=== Data section ===
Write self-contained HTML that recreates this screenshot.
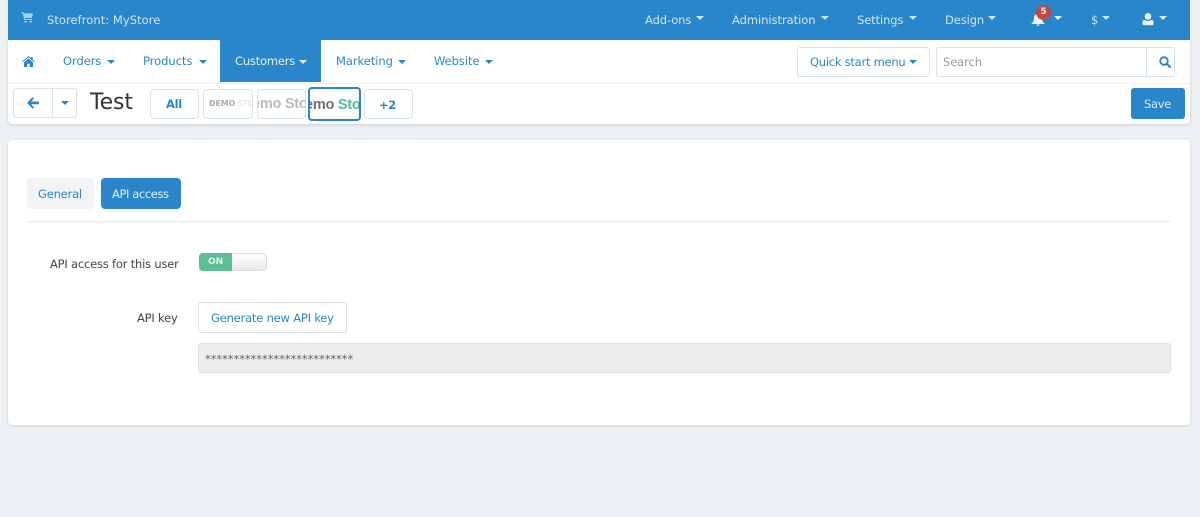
<!DOCTYPE html>
<html><head><meta charset="utf-8"><title>Test</title>
<style>
html,body{margin:0;padding:0}
body{width:1200px;height:517px;background:#edf0f3;position:relative;overflow:hidden;font-family:"DejaVu Sans","Liberation Sans",sans-serif;font-size:11.5px;color:#444}
#p{position:absolute;left:0;top:0;width:1200px;height:517px;filter:blur(.3px)}
.a{position:absolute;white-space:nowrap}
.t{position:absolute;white-space:nowrap;line-height:16px}
.w{color:#cfe4f5}
.b{color:#2a86ca}
.car{position:absolute;width:0;height:0;border-left:4px solid transparent;border-right:4px solid transparent;border-top:4px solid currentColor}
.box{position:absolute;box-sizing:border-box;background:#fff;border:1px solid #d8e2ec;border-radius:3px}
svg{position:absolute}
</style></head><body><div id="p">
<div class="a" style="left:8px;top:0;width:1182px;height:40px;background:#2a86ca"></div>
<div class="a" style="left:8px;top:40px;width:1182px;height:84px;background:#fff;border-radius:0 0 4px 4px;box-shadow:0 1px 3px rgba(0,0,0,.14)"></div>
<div class="a" style="left:8px;top:83px;width:1182px;height:1px;background:#eef1f4"></div>

<svg style="left:21px;top:12px" width="13" height="11" viewBox="0 0 14 12"><path fill="#a9d0ee" d="M0 0h2.500l.4 1.500H13l-1.200 5H4.200l.3 1.300h7.300v1H3.600L1.700 1H0zM4.600 9.500a1.200 1.200 0 1 1 0 2.400 1.200 1.200 0 0 1 0-2.400zM10.600 9.500a1.200 1.200 0 1 1 0 2.400 1.200 1.200 0 0 1 0-2.400z"/></svg>
<div class="t w" style="left:47px;top:12px;letter-spacing:.05px">Storefront: MyStore</div>

<div class="t w" style="left:645px;top:12px;letter-spacing:-.1px">Add-ons</div><div class="car w" style="left:696px;top:16px"></div>
<div class="t w" style="left:732px;top:12px;letter-spacing:-.05px">Administration</div><div class="car w" style="left:821px;top:16px"></div>
<div class="t w" style="left:857px;top:12px;letter-spacing:-.1px">Settings</div><div class="car w" style="left:909px;top:16px"></div>
<div class="t w" style="left:945px;top:12px;letter-spacing:-.1px">Design</div><div class="car w" style="left:988px;top:16px"></div>
<svg style="left:1031px;top:13px" width="14" height="13" viewBox="0 0 14 13"><path fill="#eaf3fb" d="M7 0c.6 0 1 .4 1 1 2 .4 3 2 3 4 0 3 1 4 2.500 5.500V11H.5v-.5C2 9 3 8 3 5c0-2 1-3.600 3-4 0-.6.4-1 1-1zM5.500 11.500h3C8.300 12.500 7.700 13 7 13s-1.300-.5-1.500-1.500z"/></svg>
<div class="a" style="left:1036px;top:5px;width:15px;height:15px;border-radius:50%;background:#c24641;color:#fbe9e8;font-size:9px;font-weight:bold;line-height:14px;text-align:center">5</div>
<div class="car" style="left:1054px;top:16px;color:#eaf3fb"></div>
<div class="t w" style="left:1091px;top:12px">$</div><div class="car w" style="left:1102px;top:16px"></div>
<svg style="left:1142px;top:13px" width="12" height="13" viewBox="0 0 12 13"><path fill="#eaf3fb" d="M6 0a3.200 3.200 0 0 1 3.200 3.400A3.200 3.200 0 0 1 6 6.800a3.200 3.200 0 0 1-3.200-3.400A3.200 3.200 0 0 1 6 0zM2.500 6.800C3.500 7.600 4.600 8 6 8s2.500-.4 3.500-1.200c1.500.2 2.100 1.500 2.100 3.500 0 1.300-.7 2-1.800 2H2.200c-1.100 0-1.800-.7-1.800-2 0-2 .6-3.300 2.100-3.500z"/></svg>
<div class="car" style="left:1159px;top:16px;color:#eaf3fb"></div>

<svg style="left:22px;top:56px" width="13" height="11" viewBox="0 0 13 11"><path fill="#2a86ca" d="M6.500 0L9 2.100V1h1.700v2.600L13 5.600l-.6.700-5.900-4.900L.6 6.300 0 5.600zM6.500 2.500L11 6.200V11H7.800V7.800H5.200V11H2V6.200z"/></svg>
<div class="t b" style="left:63px;top:53px;letter-spacing:-.05px">Orders</div><div class="car b" style="left:107px;top:60px"></div>
<div class="t b" style="left:143px;top:53px;letter-spacing:-.05px">Products</div><div class="car b" style="left:199px;top:60px"></div>
<div class="a" style="left:220px;top:40px;width:101px;height:42px;background:#2a86ca"></div>
<div class="t w" style="left:235px;top:53px;letter-spacing:-.2px;color:#e2effa">Customers</div><div class="car" style="left:299px;top:60px;color:#e2effa"></div>
<div class="t b" style="left:336px;top:53px;letter-spacing:-.05px">Marketing</div><div class="car b" style="left:398px;top:60px"></div>
<div class="t b" style="left:434px;top:53px;letter-spacing:-.05px">Website</div><div class="car b" style="left:485px;top:60px"></div>

<div class="box" style="left:797px;top:47px;width:133px;height:30px"></div>
<div class="t b" style="left:810px;top:54px;letter-spacing:-.25px">Quick start menu</div><div class="car b" style="left:909px;top:60px"></div>
<div class="box" style="left:936px;top:47px;width:239px;height:30px"></div>
<div class="a" style="left:1146px;top:48px;width:1px;height:28px;background:#d8e2ec"></div>
<div class="t" style="left:943px;top:54px;color:#9a9a9a;letter-spacing:-.1px">Search</div>
<svg style="left:1159px;top:56px" width="12" height="12" viewBox="0 0 12 12"><circle cx="5" cy="5" r="3.800" fill="none" stroke="#2a86ca" stroke-width="1.800"/><path d="M7.800 7.800L11 11" stroke="#2a86ca" stroke-width="2.200" stroke-linecap="round"/></svg>

<div class="box" style="left:13px;top:88px;width:64px;height:30px"></div>
<div class="a" style="left:52px;top:89px;width:1px;height:28px;background:#d8e2ec"></div>
<svg style="left:27px;top:97px" width="12" height="12" viewBox="0 0 12 12"><path fill="#2a86ca" d="M5.700 0l1.300 1.300L4.200 4.500H12v2.800H4.200L7 10.500 5.700 11.800 0 5.900z"/></svg>
<div class="car b" style="left:61px;top:101px"></div>
<div class="t" style="left:90px;top:91px;font-size:22px;line-height:24px;color:#333;letter-spacing:-.1px">Test</div>

<div class="box" style="left:150px;top:89px;width:49px;height:30px;border-radius:4px"></div>
<div class="t" style="left:166px;top:96px;color:#2a86ca;font-weight:bold;font-size:11.5px;letter-spacing:-.3px">All</div>
<div class="box" style="left:203px;top:89px;width:50px;height:30px;border-radius:4px;overflow:hidden"><div class="t" style="left:5px;top:6px;font-size:8px;font-weight:bold;color:#aaa;letter-spacing:-.2px">DEMO <span style="font-weight:normal;color:#d8d8d8">STORE</span></div></div>
<div class="box" style="left:257px;top:89px;width:49px;height:30px;border-radius:4px;overflow:hidden"><div class="t" style="left:-6px;top:6px;font-family:'Liberation Sans',sans-serif;font-size:14.5px;font-weight:bold;color:#bbb;letter-spacing:-.25px">emo Sto</div></div>
<div class="box" style="left:308px;top:87px;width:53px;height:34px;border:2px solid #2a86ca;border-radius:4px;overflow:hidden"><div class="t" style="left:-5px;top:8px;font-family:'Liberation Sans',sans-serif;font-size:14.5px;font-weight:bold;color:#6b7276;letter-spacing:-.25px">emo <span style="color:#4cbf97">Sto</span></div></div>
<div class="box" style="left:364px;top:89px;width:49px;height:30px;border-radius:4px"></div>
<div class="t" style="left:379px;top:97px;color:#2a86ca;font-weight:bold;font-size:11.5px;letter-spacing:-.5px">+2</div>

<div class="a" style="left:1131px;top:88px;width:54px;height:31px;background:#2a86ca;border-radius:3px"></div>
<div class="t" style="left:1144px;top:96px;color:#d6e8f7;letter-spacing:-.3px;font-size:11.5px">Save</div>

<div class="a" style="left:8px;top:140px;width:1182px;height:285px;background:#fff;border-radius:4px;box-shadow:0 1px 3px rgba(0,0,0,.12)"></div>
<div class="a" style="left:27px;top:178px;width:67px;height:31px;background:#f2f3f4;border-radius:4px"></div>
<div class="t b" style="left:38px;top:186px;letter-spacing:-.2px">General</div>
<div class="a" style="left:101px;top:178px;width:80px;height:31px;background:#2a86ca;border-radius:4px"></div>
<div class="t" style="left:112px;top:186px;color:#e2effa;letter-spacing:-.4px">API access</div>
<div class="a" style="left:27px;top:221px;width:1144px;height:1px;background:#e6ebf0"></div>

<div class="t" style="left:50px;top:256px;color:#444;letter-spacing:-.2px">API access for this user</div>
<div class="a" style="left:199px;top:253px;width:68px;height:18px;box-sizing:border-box;border:1px solid #ddd;border-radius:4px;background:linear-gradient(#fff,#e9e9e9);overflow:hidden"></div>
<div class="a" style="left:199px;top:253px;width:33px;height:18px;background:#5dbd94;border-radius:4px 0 0 4px"></div>
<div class="a" style="left:208px;top:256px;color:#e3f5ed;font-size:9px;font-weight:bold;line-height:12px">ON</div>

<div class="t" style="left:137px;top:310px;color:#444;letter-spacing:-.2px">API key</div>
<div class="box" style="left:198px;top:302px;width:149px;height:31px"></div>
<div class="t b" style="left:211px;top:310px;letter-spacing:-.2px">Generate new API key</div>
<div class="a" style="left:198px;top:343px;width:973px;height:30px;box-sizing:border-box;background:#eee;border:1px solid #d8e2ec;border-radius:3px"></div>
<div class="t" style="left:205px;top:351px;color:#666;font-size:11.5px;letter-spacing:-.05px">**************************</div>
</div></body></html>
===
→ What you are asked to do: Output a single number: how many lines contain the word "this".

→ Exercise answer: 2